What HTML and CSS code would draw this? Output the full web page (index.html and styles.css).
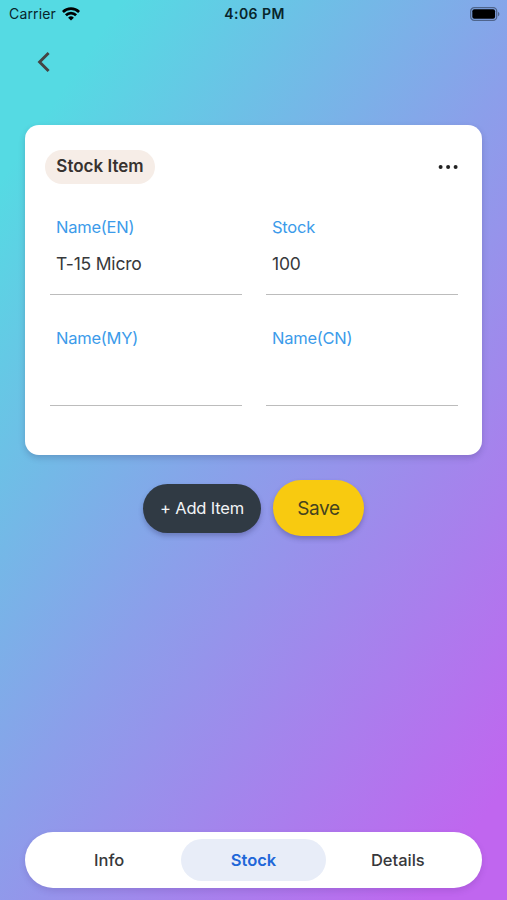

...

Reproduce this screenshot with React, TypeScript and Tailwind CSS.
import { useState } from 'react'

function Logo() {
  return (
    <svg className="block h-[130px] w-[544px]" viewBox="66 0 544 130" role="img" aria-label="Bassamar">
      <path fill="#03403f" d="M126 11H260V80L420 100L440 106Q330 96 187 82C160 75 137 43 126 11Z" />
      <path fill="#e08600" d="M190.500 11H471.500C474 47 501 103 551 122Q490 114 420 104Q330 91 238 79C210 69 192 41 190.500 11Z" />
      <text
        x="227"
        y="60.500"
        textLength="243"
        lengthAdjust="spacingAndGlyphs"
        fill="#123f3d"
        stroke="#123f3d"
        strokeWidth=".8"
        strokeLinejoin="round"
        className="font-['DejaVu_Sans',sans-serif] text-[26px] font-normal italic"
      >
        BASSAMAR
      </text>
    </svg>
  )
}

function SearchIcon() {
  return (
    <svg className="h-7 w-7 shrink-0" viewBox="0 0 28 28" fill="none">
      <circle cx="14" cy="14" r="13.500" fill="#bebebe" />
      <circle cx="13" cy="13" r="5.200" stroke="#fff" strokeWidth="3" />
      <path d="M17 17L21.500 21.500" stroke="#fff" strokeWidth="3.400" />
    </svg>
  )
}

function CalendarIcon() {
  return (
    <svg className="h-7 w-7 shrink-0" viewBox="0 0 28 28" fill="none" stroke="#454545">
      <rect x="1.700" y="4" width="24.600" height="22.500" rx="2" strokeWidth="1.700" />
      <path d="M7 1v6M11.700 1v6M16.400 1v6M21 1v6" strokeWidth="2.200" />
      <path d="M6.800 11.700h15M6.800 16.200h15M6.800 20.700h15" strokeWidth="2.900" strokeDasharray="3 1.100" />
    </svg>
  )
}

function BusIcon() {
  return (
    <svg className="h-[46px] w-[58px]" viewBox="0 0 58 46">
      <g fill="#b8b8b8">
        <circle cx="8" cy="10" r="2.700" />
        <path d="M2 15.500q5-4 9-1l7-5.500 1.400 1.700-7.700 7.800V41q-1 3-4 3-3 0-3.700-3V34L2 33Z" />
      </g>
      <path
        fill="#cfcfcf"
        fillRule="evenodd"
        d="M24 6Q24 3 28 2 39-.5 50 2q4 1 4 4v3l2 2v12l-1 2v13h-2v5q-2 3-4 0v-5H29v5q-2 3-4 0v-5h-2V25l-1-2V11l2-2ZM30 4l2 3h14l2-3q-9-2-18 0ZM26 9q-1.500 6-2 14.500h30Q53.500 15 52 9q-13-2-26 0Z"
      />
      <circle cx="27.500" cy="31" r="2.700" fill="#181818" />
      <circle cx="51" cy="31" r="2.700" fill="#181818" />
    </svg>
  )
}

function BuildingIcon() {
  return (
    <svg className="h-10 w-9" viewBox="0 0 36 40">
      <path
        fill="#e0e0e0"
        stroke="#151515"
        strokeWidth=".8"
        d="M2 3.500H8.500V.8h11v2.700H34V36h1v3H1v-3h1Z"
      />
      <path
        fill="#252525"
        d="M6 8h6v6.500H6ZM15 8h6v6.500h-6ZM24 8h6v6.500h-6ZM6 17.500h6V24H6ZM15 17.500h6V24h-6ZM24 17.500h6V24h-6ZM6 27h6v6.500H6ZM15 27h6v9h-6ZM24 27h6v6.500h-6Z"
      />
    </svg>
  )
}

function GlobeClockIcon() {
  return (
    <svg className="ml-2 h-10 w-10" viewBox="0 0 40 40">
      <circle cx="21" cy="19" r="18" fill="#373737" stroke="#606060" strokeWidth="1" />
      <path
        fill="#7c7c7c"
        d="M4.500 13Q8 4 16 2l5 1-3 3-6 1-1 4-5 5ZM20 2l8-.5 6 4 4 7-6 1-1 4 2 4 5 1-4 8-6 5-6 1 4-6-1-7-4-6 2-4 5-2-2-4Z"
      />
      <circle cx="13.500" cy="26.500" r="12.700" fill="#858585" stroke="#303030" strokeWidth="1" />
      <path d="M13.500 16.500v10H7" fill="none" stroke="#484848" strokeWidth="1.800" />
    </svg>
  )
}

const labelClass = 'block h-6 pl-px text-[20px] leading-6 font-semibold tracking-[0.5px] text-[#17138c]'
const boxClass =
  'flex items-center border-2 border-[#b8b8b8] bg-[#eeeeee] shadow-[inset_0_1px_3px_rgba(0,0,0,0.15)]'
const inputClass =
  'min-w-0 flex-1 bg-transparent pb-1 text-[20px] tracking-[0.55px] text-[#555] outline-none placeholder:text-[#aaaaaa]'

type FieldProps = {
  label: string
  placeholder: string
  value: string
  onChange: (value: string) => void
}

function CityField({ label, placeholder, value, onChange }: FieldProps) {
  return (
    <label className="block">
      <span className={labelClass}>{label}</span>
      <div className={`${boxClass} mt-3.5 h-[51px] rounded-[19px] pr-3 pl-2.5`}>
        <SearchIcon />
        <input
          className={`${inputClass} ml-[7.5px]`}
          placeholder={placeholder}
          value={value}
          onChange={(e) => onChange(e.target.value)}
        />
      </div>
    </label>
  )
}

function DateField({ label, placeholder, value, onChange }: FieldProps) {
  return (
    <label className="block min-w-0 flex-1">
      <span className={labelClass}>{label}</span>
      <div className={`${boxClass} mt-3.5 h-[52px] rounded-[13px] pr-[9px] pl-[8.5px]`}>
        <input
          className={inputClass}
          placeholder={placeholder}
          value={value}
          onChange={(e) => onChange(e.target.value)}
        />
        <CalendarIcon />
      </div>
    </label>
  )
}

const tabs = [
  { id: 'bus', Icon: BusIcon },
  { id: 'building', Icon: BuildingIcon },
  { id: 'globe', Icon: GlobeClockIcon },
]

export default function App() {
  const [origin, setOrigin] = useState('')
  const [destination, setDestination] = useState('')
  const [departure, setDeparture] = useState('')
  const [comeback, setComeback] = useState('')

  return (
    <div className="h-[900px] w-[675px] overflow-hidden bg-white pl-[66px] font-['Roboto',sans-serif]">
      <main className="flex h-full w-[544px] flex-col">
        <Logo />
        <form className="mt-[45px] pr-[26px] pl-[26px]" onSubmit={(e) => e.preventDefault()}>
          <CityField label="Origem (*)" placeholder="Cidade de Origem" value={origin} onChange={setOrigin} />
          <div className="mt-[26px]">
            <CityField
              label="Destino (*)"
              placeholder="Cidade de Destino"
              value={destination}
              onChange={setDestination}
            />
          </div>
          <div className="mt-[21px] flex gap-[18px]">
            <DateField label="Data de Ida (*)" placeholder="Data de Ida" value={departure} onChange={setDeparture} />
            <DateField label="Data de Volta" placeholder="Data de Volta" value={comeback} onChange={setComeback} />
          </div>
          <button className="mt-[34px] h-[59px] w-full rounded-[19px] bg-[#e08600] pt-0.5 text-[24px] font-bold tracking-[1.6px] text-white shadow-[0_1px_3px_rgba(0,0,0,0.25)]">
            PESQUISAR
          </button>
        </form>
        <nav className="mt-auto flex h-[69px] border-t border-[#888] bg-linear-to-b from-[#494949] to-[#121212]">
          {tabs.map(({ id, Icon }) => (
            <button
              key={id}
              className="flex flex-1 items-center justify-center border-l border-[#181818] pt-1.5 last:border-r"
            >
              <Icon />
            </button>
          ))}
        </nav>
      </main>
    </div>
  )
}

> [Goal of the exercise] Each line that has the word "this" should be copied.

> [Task output]
What HTML and CSS code would draw this? Output the full web page (index.html and styles.css).
Reproduce this screenshot with React, TypeScript and Tailwind CSS.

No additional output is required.